Re: [RFC PATCH v2] x86/arch_prctl: Add ARCH_SET_XCR0 to set XCR0 per-thread
From: Dave Hansen
Date: Tue Apr 07 2020 - 09:14:36 EST
I didn't review the first attempt at this, but this looks like a really
bad idea to me. I don't 100% buy the arguments that this shouldn't be
done in a VM. The x86 virtualization architecture was literally
designed to hide hardware details like this.
I can't imagine ever merging this until using VMs or at least the KVM
API has been completely ruled out.
I don't doubt that this approach works in a controlled environment.
But, I can't imagine that we could ever wrap sane semantics around such
a beast.
For instance, what would ARCH_SET_XCR0 do in a signal handler? The
components are mostly in their init states so xstate_is_initial() will
pass. But the kernel's XRSTOR might #GP because it might try to restore
states that are not enabled in XCR0 now.
Also, this has to be done before XCR0's state is observed by userspace,
which the kernel can't easily do once the program is off and running.
This tells me that it really needs to be done at execve() time, even
before the first program instruction runs.
These are usually the kinds of things that you figure out when you try
to go write a manpage for one of these suckers.
How does this work with things like xstateregs_[gs]et() where the format
of the kernel buffer and thus the kernel XCR0 is exposed as part of our
ABI? With this patch, wouldn't a debugger app see a state buffer that
looks invalid?
Where else in our ABI is the format of the XSAVE buffer exposed?
I'm extra wary of a v2 that's missing the CodingStyle and changelog
basics as well.
> +static int xcr0_is_legal(unsigned long xcr0)
> +{
> + /* Conservatively disallow anything above bit 9,
> + * to avoid accidentally allowing the disabling of
> + * new features without updating these checks
> + */
> + if (xcr0 & ~((1 << 10) - 1))
> + return 0;
Yay, magic numbers!
This would be much better as a BUILD_BUG_ON().
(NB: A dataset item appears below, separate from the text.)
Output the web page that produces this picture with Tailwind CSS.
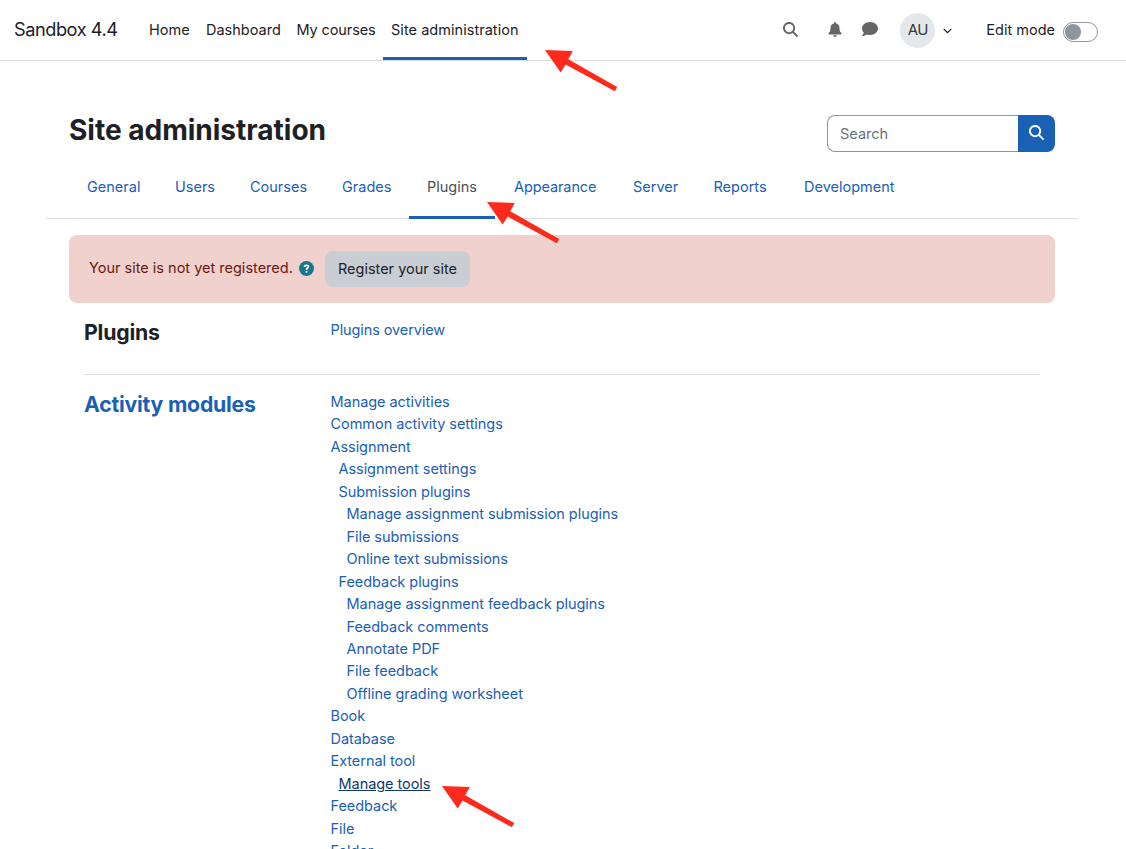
<!DOCTYPE html>
<html lang="en">
<head>
<meta charset="utf-8">
<title>Site administration</title>
<script src="https://cdn.jsdelivr.net/npm/@tailwindcss/browser@4"></script>
</head>
<body class="h-[849px] overflow-hidden bg-white font-['Inter',sans-serif] text-[14.5px] leading-[22.47px] text-[#1d2125]">
<div class="relative h-[849px] overflow-hidden whitespace-nowrap">
<header class="flex h-[61px] items-stretch border-b border-[#d5dbdf]">
  <a class="flex w-[127px] shrink-0 items-center pb-[2px] pl-3.5 text-[18.2px] tracking-[-0.46px]">Sandbox 4.4</a>
  <nav class="ml-3.5 flex">
    <a class="flex w-[57px] items-center pl-2">Home</a>
    <a class="flex w-[90.5px] items-center pl-2">Dashboard</a>
    <a class="flex w-[94.5px] items-center pl-2 tracking-[-0.1px]">My courses</a>
    <a class="flex w-[144px] items-center border-b-[3px] border-[#1a60b4] pt-[3px] pl-2 tracking-[0.04px]">Site administration</a>
  </nav>
  <div class="ml-auto flex items-center text-[#666]">
    <svg class="mr-[30px] mb-[2px] size-[15px]" viewBox="0 0 512 512" fill="currentColor"><path d="M416 208c0 45.9-14.9 88.3-40 122.7L502.6 457.4c12.5 12.5 12.5 32.8 0 45.3s-32.8 12.5-45.3 0L330.7 376c-34.4 25.2-76.8 40-122.7 40C93.1 416 0 322.9 0 208S93.1 0 208 0S416 93.1 416 208zM208 352a144 144 0 1 0 0-288 144 144 0 1 0 0 288z"/></svg>
    <svg class="mr-[20px] mb-px h-[15px] w-[14px]" viewBox="0 0 14 15" fill="currentColor"><path d="M7 0C7.600 0 8 .400 8 .900V1.600C10.300 2.100 11.500 3.800 11.500 6C11.500 8.400 12 9.700 13.200 10.800C13.900 11.500 13.500 12.500 12.700 12.500H1.300C.500 12.500 .100 11.500 .800 10.800C2 9.700 2.500 8.400 2.500 6C2.500 3.800 3.700 2.100 6 1.600V.900C6 .400 6.400 0 7 0ZM5.200 13.300H8.800C8.600 14.400 7.900 14.900 7 14.900S5.400 14.400 5.200 13.300Z"/></svg>
    <svg class="mr-[22px] mb-[2px] size-4" viewBox="0 0 512 512" fill="currentColor"><path d="M512 240c0 114.900-114.600 208-256 208c-37.100 0-72.300-6.400-104.100-17.900C119 454 62 480 16 480c-12 0-18-15-8-25c20-20 44-48 48-85C21 335 0 290 0 240C0 125.100 114.600 32 256 32s256 93.100 256 208z"/></svg>
    <div class="flex size-[35px] items-center justify-center rounded-full bg-[#e4e8eb] text-[15px] tracking-[-0.4px] text-[#343a40]">AU</div>
    <svg class="mx-2 mt-0.5 h-[6px] w-[9px]" viewBox="0 0 9 6" fill="none" stroke="#1d2125" stroke-width="1.3"><path d="M.7.900 4.500 4.700 8.300.900"/></svg>
    <span class="ml-[26px] text-[#1d2125]">Edit mode</span>
    <span class="mt-[3px] mr-7 ml-2 flex h-5 w-[35px] items-center rounded-full border border-[#8f959e] pl-[1px]"><span class="size-4 rounded-full bg-[#8f959e]"></span></span>
  </div>
</header>

<main class="px-[69px] pr-[71px]">
  <div class="flex justify-between pt-[54px]">
    <h1 class="mt-[-2px] text-[28.100px] leading-[34px] font-bold tracking-[-0.04px]">Site administration</h1>
    <div class="flex h-[37px]">
      <div class="flex w-[191px] items-center rounded-l-lg border border-r-0 border-[#8f959e] pt-px pl-3 text-[#6a737b]">Search</div>
      <div class="flex w-[37px] items-center justify-center rounded-r-lg bg-[#1a60b4] pb-[3px] text-white"><svg class="size-[15px]" viewBox="0 0 512 512" fill="currentColor"><path d="M416 208c0 45.900-14.900 88.300-40 122.700L502.600 457.400c12.500 12.500 12.500 32.800 0 45.300s-32.800 12.500-45.300 0L330.700 376c-34.400 25.200-76.800 40-122.700 40C93.100 416 0 322.900 0 208S93.100 0 208 0S416 93.100 416 208zM208 352a144 144 0 1 0 0-288 144 144 0 1 0 0 288z"/></svg></div>
    </div>
  </div>
  <div class="-mx-[23px] mt-1 flex h-[63px] border-b border-[#dcdfe1] pl-[23px] text-[#1a60b4]">
    <a class="w-[88px] pt-5 pl-[18px]">General</a>
    <a class="w-[75px] pt-5 pl-[18px]">Users</a>
    <a class="w-[92px] pt-5 pl-[18px]">Courses</a>
    <a class="w-[85px] pt-5 pl-[18px]">Grades</a>
    <a class="-mb-px w-[87px] pt-5 pl-[18px] text-[#495057] shadow-[inset_-1px_0_0_#fff,inset_0_-3px_0_#1a60b4]">Plugins</a>
    <a class="w-[119px] pt-5 pl-[18px] tracking-[-0.1px]">Appearance</a>
    <a class="w-[80.500px] pt-5 pl-[18px]">Server</a>
    <a class="w-[90.500px] pt-5 pl-[18px]">Reports</a>
    <a class="pt-5 pl-[18px]">Development</a>
  </div>
  <div class="mt-4 flex h-[68px] items-center rounded-lg bg-[#f0d1ce] pl-5 text-[#691911]">
    <span class="mt-[-2px] w-[210px]">Your site is not yet registered.</span>
    <svg class="mb-0.5 size-[15px]" viewBox="0 0 15 15"><circle cx="7.500" cy="7.500" r="7.500" fill="#16788c"/><path d="M5.500 5.900C5.600 3.700 9.500 3.800 9.400 5.800C9.300 7.100 7.500 7 7.500 8.700" fill="none" stroke="#fff" stroke-width="1.700"/><circle cx="7.500" cy="10.800" r="1" fill="#fff"/></svg>
    <span class="ml-[11px] flex h-9 w-[145px] items-center justify-center rounded-lg bg-[#c9cdd4] text-[#1d2125]">Register your site</span>
  </div>
  <section class="mx-[15px] flex h-[72px] border-b border-[#e0e2e3] pt-4">
    <h2 class="w-[246.500px] text-[21.250px] leading-[27px] font-bold tracking-[-0.2px]">Plugins</h2>
    <a class="tracking-[-0.1px] text-[#1a60b4]">Plugins overview</a>
  </section>
  <section class="mx-[15px] flex pt-4 text-[#1a60b4]">
    <h2 class="w-[246.500px] text-[21.250px] leading-[27px] font-bold tracking-[-0.23px]">Activity modules</h2>
    <ul class="leading-[22.455px] tracking-[-0.05px]">
      <li>Manage activities</li>
      <li>Common activity settings</li>
      <li>Assignment</li>
      <li class="pl-2">Assignment settings</li>
      <li class="pl-2">Submission plugins</li>
      <li class="pl-4">Manage assignment submission plugins</li>
      <li class="pl-4">File submissions</li>
      <li class="pl-4">Online text submissions</li>
      <li class="pl-2">Feedback plugins</li>
      <li class="pl-4">Manage assignment feedback plugins</li>
      <li class="pl-4">Feedback comments</li>
      <li class="pl-4">Annotate PDF</li>
      <li class="pl-4">File feedback</li>
      <li class="pl-4">Offline grading worksheet</li>
      <li>Book</li>
      <li>Database</li>
      <li>External tool</li>
      <li class="pl-2 text-[#0f3a6e] underline">Manage tools</li>
      <li>Feedback</li>
      <li>File</li>
      <li>Folder</li>
    </ul>
  </section>
</main>

<!-- pointer arrows -->
<svg class="absolute top-[49px] left-[544px] h-[43px] w-[74px]" viewBox="0 0 74 43" fill="#ff2a1c"><path d="M1 1 28.700 2 24.300 10.300 73.200 38.100 70.900 42.200 21.600 15.500 16.700 23.500Z"/></svg>
<svg class="absolute top-[201px] left-[486px] h-[43px] w-[74px]" viewBox="0 0 74 43" fill="#ff2a1c"><path d="M1 1 28.700 2 24.300 10.300 73.200 38.100 70.900 42.200 21.600 15.500 16.700 23.500Z"/></svg>
<svg class="absolute top-[785px] left-[441px] h-[43px] w-[74px]" viewBox="0 0 74 43" fill="#ff2a1c"><path d="M1 1 28.700 2 24.300 10.300 73.200 38.100 70.900 42.200 21.600 15.500 16.700 23.500Z"/></svg>
</div>
</body>
</html>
> + if (!(xcr0 & XFEATURE_MASK_FP))
> + return 0;
> + if ((xcr0 & XFEATURE_MASK_YMM) && !(xcr0 & XFEATURE_MASK_SSE))
> + return 0;
> + if ((!(xcr0 & XFEATURE_MASK_BNDREGS)) !=
> + (!(xcr0 & XFEATURE_MASK_BNDCSR)))
> + return 0;
> + if (xcr0 & XFEATURE_MASK_AVX512) {
> + if (!(xcr0 & XFEATURE_MASK_YMM))
> + return 0;
> + if ((xcr0 & XFEATURE_MASK_AVX512) != XFEATURE_MASK_AVX512)
> + return 0;
> + }
> + return 1;
> +}
This appears to copy (instead of refactoring) code from __kvm_set_xcr(),
yet manages to get the indentation different and wrong.